To conclude on a brighter note, with the right support, the SCC has the potential to deliver justice in CAR, in a manner that the ICC could never do. Not only because the SCC is much closer to the people, and not far away in the Hague, but also because the SCC is prepared to try lower-level perpetrators that would have gone under the ICC’s radar. The SCC has already shown the potential to deliver justice. Its first trial which opened in April 2022, led to the conviction of three persons for war crimes and crimes against humanity. This could be the first of many trials, if the court is given the support it requires to operate effectively. The Special Prosecutor predicts that with adequate support and based on its current case files, the SCC could complete six trials in the next two years, which is significantly more than the ICC has been able to do in the country.

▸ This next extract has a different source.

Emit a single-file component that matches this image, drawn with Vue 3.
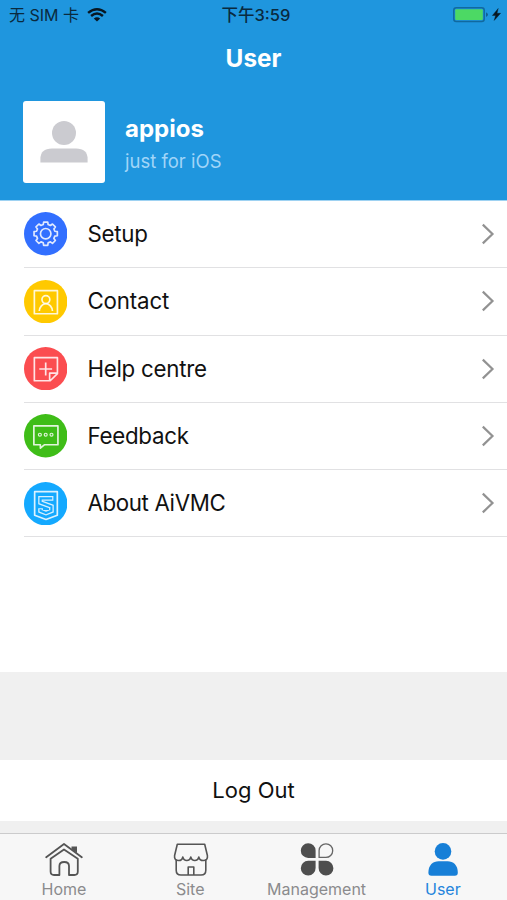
<script setup>
const items = [
  { id: 'setup', label: 'Setup', color: '#326fff' },
  { id: 'contact', label: 'Contact', color: '#ffc900' },
  { id: 'help', label: 'Help centre', color: '#fb4d50' },
  { id: 'feedback', label: 'Feedback', color: '#3fbd18' },
  { id: 'about', label: 'About AiVMC', color: '#14a9ff' },
]
const tabs = [
  { id: 'home', label: 'Home' },
  { id: 'site', label: 'Site' },
  { id: 'management', label: 'Management' },
  { id: 'user', label: 'User' },
]

// Outline of an eight-toothed gear centred at (22, 22)
const gear = (() => {
  const pts = []
  for (let i = 0; i < 8; i++) {
    for (const [offset, r] of [[-15, 9.6], [-10, 12], [10, 12], [15, 9.6]]) {
      const a = ((i * 45 + offset - 90) * Math.PI) / 180
      pts.push(`${(22 + r * Math.cos(a)).toFixed(2)} ${(22 + r * Math.sin(a)).toFixed(2)}`)
    }
  }
  return `M${pts.join('L')}Z`
})()
</script>

<template>
  <div class="screen">
    <header class="header">
      <div class="status">
        <div class="carrier">
          <span class="carrier-name">无 SIM 卡</span>
          <svg class="wifi" width="20" height="14" viewBox="0 0 20 14">
            <path d="M1.1 4.9Q10-2.3 18.9 4.9" />
            <path d="M4.1 8Q10 3 15.9 8" />
            <path class="dot" d="M6.8 10.4Q10 7.9 13.2 10.4L10 13.6Z" />
          </svg>
        </div>
        <span class="time">下午3:59</span>
        <svg class="battery" width="50" height="16" viewBox="0 0 50 16">
          <rect x=".8" y=".8" width="30.4" height="13.6" rx="2.5" fill="none" stroke="#11699f" stroke-width="1.5" />
          <rect x="2.2" y="2.2" width="27.6" height="10.8" rx="1" fill="#4cd964" />
          <path d="M33.2 5.2Q36.5 7.6 33.2 10Z" fill="#12547d" />
          <path d="M45.2 1.5L39.4 8.5H42.6L41.2 13.4L47.6 6.3H44Z" fill="#081722" stroke="#081722" stroke-width=".4" />
        </svg>
      </div>
      <h1 class="title">User</h1>
      <div class="profile">
        <div class="avatar">
          <svg width="48" height="42" viewBox="0 0 48 42" fill="#cbcbd0">
            <circle cx="24" cy="12" r="12" />
            <path d="M.4 41.5V38Q.4 27.5 12 27.5H36Q47.6 27.5 47.6 38V41.5Z" />
          </svg>
        </div>
        <div class="identity">
          <div class="name">appios</div>
          <div class="bio">just for iOS</div>
        </div>
      </div>
    </header>

    <main class="list">
      <div v-for="item in items" :key="item.id" class="row">
        <svg class="badge" viewBox="0 0 44 44">
          <circle cx="22" cy="22" r="22" :fill="item.color" />
          <g v-if="item.id === 'setup'" class="glyph">
            <path :d="gear" />
            <circle cx="22" cy="22" r="5.3" />
          </g>
          <g v-else-if="item.id === 'contact'" class="glyph">
            <rect x="10.5" y="10.8" width="23.4" height="23.4" />
            <circle cx="22.2" cy="19.8" r="4" />
            <path d="M15.5 31.4C15.9 27.5 18.5 24 22.2 24S28.5 27.5 28.9 31.4" />
          </g>
          <g v-else-if="item.id === 'help'" class="glyph">
            <path d="M33.9 26.5V10.8H10.5V34.2H26.6L33.9 27V26.5H26V34.2M22 15.8V28.8M15.5 22.3H28.5" />
          </g>
          <g v-else-if="item.id === 'feedback'" class="glyph">
            <path d="M10 12H34.4V31.2H20.6L16.6 34.6V31.2H10Z" />
            <circle class="small" cx="16.1" cy="21" r="1.5" />
            <circle class="small" cx="22" cy="21" r="1.5" />
            <circle class="small" cx="27.9" cy="21" r="1.5" />
          </g>
          <g v-else class="glyph">
            <path d="M10.8 9.8H33.8V33.8L22.3 38L10.8 33.8Z" />
            <path class="ribbon" d="M29.8 16.6H16.8V20.8L27.8 24.8V29.2L22.3 31.4L16.8 29.2V26.6" />
            <path class="ribbon-core" d="M28.6 16.6H16.8V20.8L27.8 24.8V29.2L22.3 31.4L16.8 29.2V27.6" />
          </g>
        </svg>
        <div class="label" :class="item.id">{{ item.label }}</div>
        <svg class="chevron" width="14" height="22" viewBox="0 0 14 22">
          <path d="M1.8 1.6L11.5 11L1.8 20.4" />
        </svg>
      </div>
    </main>

    <section class="footer">
      <button class="logout">Log Out</button>
    </section>

    <nav class="tabs">
      <div v-for="tab in tabs" :key="tab.id" class="tab" :class="{ active: tab.id === 'user' }">
        <svg v-if="tab.id === 'home'" class="tab-icon line" width="38" height="36" viewBox="0 0 38 36">
          <path d="M1.2 15.2L19 2L36.8 15.2" />
          <path d="M5.6 16.8L19 7.5L32.8 16.8V29.5Q32.8 33 29.3 33H24V24Q24 20 19.2 20T14.4 24V33H9Q5.6 33 5.6 29.5Z" />
          <path d="M26.5 4.6H32V11L26.5 7.2Z" fill="#555" stroke="none" />
        </svg>
        <svg v-else-if="tab.id === 'site'" class="tab-icon line thin" width="38" height="36" viewBox="0 0 38 36">
          <path d="M5.3 2.2H32.7L35.4 13.5Q36.1 18.5 31.2 18.5Q27.4 18.5 26.8 15Q26 18.5 22.8 18.5T18.8 15Q18 18.5 14.8 18.5T10.8 15Q10.2 18.5 6.8 18.5Q1.9 18.5 2.6 13.5Z" />
          <path d="M4.2 18.3V28.2Q4.2 33 9 33H29Q33.8 33 33.8 28.2V18.3M16.2 33V25H21.8V33" />
        </svg>
        <svg v-else-if="tab.id === 'management'" class="tab-icon" width="38" height="36" viewBox="0 0 38 36" fill="#4e4e4e">
          <path d="M17.6 16V8.5A7.4 7.4 0 1 0 10.2 16Z" />
          <path d="M17.6 18.8V26.1A7.4 7.4 0 1 1 10.2 18.8Z" />
          <path d="M20.6 18.8H28A7.4 7.4 0 1 1 20.6 26.1Z" />
          <path d="M21.1 15.4V8.5A6.8 6.8 0 1 1 27.9 15.4Z" fill="none" stroke="#666" stroke-width="1.3" />
        </svg>
        <svg v-else class="tab-icon" width="38" height="36" viewBox="0 0 38 36" fill="#177fd7">
          <circle cx="19" cy="9.4" r="8.3" />
          <path d="M4.4 30.5C4.4 23.2 9 19.3 14.6 19.3H23.6C29.2 19.3 33.8 23.2 33.8 30.5Q33.8 33.7 30.8 33.7H7.4Q4.4 33.7 4.4 30.5Z" />
        </svg>
        <span class="tab-label">{{ tab.label }}</span>
      </div>
    </nav>
  </div>
</template>

<style>
body {
  margin: 0;
}
</style>

<style scoped>
.screen {
  width: 507px;
  height: 900px;
  display: flex;
  flex-direction: column;
  background: #fff;
  color: #111;
  font-family: Inter, "Noto Sans CJK SC", sans-serif;
  overflow: hidden;
}
.header {
  box-sizing: border-box;
  height: 201px;
  flex: none;
  border-bottom: 1px solid #9ed2f2;
  background: #1f96de;
  color: #fff;
}
.status {
  height: 30px;
  display: grid;
  grid-template-columns: 1fr auto 1fr;
  align-items: center;
  padding: 0 4px 0 9px;
  color: #0a2a3e;
}
.carrier {
  display: flex;
  align-items: center;
  gap: 8px;
}
.carrier-name {
  font-size: 16px;
  line-height: 30px;
}
.wifi {
  fill: none;
  stroke: #081722;
  stroke-width: 2.5;
}
.wifi .dot {
  fill: #081722;
  stroke: none;
}
.time {
  font-size: 16.5px;
  font-weight: 500;
  line-height: 30px;
}
.battery {
  justify-self: end;
}
.title {
  margin: 0;
  height: 56px;
  line-height: 56px;
  text-align: center;
  font-size: 24.3px;
  font-weight: 700;
}
.profile {
  display: flex;
  padding: 15px 23px 0;
  gap: 20px;
}
.avatar {
  box-sizing: border-box;
  width: 82px;
  height: 82px;
  padding: 20px 17px 0;
  border-radius: 3px;
  background: #fff;
}
.avatar svg {
  display: block;
}
.identity {
  padding-top: 12px;
}
.name {
  height: 32px;
  line-height: 32px;
  font-size: 24px;
  font-weight: 700;
}
.bio {
  height: 32px;
  line-height: 33px;
  font-size: 18.5px;
  color: #a1d5f8;
}
.list {
  box-sizing: border-box;
  height: 471px;
  flex: none;
  padding-left: 24px;
}
.row {
  box-sizing: border-box;
  height: 67.3px;
  display: flex;
  align-items: center;
  border-bottom: 1px solid #e1e1e3;
  padding-right: 12px;
}
.badge {
  width: 43.4px;
  height: 43.4px;
  margin-right: 20px;
}
.glyph {
  fill: none;
  stroke: #fff;
  stroke-opacity: 0.85;
  stroke-width: 1.7;
  stroke-linejoin: round;
}
.glyph .small {
  stroke-width: 1.2;
}
.glyph .ribbon {
  stroke: #d6efff;
  stroke-opacity: 1;
  stroke-width: 4.8;
  stroke-linejoin: miter;
}
.glyph .ribbon-core {
  stroke: #14a9ff;
  stroke-opacity: 1;
  stroke-width: 2.2;
  stroke-linejoin: miter;
}
.label {
  flex: 1;
  font-size: 22.3px;
  line-height: 30px;
  letter-spacing: -0.25px;
}
.label.contact {
  letter-spacing: -0.15px;
}
.label.about {
  letter-spacing: -0.35px;
}
.chevron {
  fill: none;
  stroke: #929292;
  stroke-width: 2.2;
}
.footer {
  box-sizing: border-box;
  height: 161px;
  flex: none;
  padding-top: 88px;
  background: #f0f0f0;
}
.logout {
  display: block;
  width: 100%;
  height: 61px;
  padding: 0;
  border: 0;
  background: #fff;
  color: #111;
  font: 22px/61px Inter, sans-serif;
}
.tabs {
  box-sizing: border-box;
  height: 67px;
  flex: none;
  display: flex;
  padding-left: 0.8px;
  border-top: 1px solid #cbcbcc;
  background: #f7f7f7;
}
.tab {
  box-sizing: border-box;
  width: 126.3px;
  flex: none;
  display: flex;
  flex-direction: column;
  align-items: center;
  padding-top: 8px;
  color: #8b8b8d;
}
.tab-icon {
  flex: none;
}
.tab.active {
  color: #2484dc;
}
.line {
  fill: none;
  stroke: #555;
  stroke-width: 1.8;
  stroke-linejoin: round;
  stroke-linecap: round;
}
.thin {
  stroke-width: 1.6;
  margin-left: 2px;
}
.tab-label {
  font-size: 16px;
  line-height: 22px;
}
</style>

Given that the SCC is now the most important avenue for justice for crimes under international law committed in CAR, the international community must provide greater support for the SCC as the court strives to deliver justice in the country. Importantly , the SCC will soon be faced with questions of reparations for victims of crimes in CAR. For the SCC to fully step into the justice gap left by the ICC, it is important that the court is able to order for adequate reparation measures like the ICC, and it is unclear that the Court is currently able to do so. Especially as the Court itself has recommended that civil society explain to victims that financial compensation cannot be envisaged given the massive amount of destruction that occurred in CAR. Whether victims can look forward to order forms of reparations is yet unknown. Victims have a right to reparations, and justice is not complete without reparations for victims. It has been suggested that the Trust Fund for Victims may still have a role to play in providing reparations for victims of crimes completed by the SCC. This may be yet another avenue for cooperation.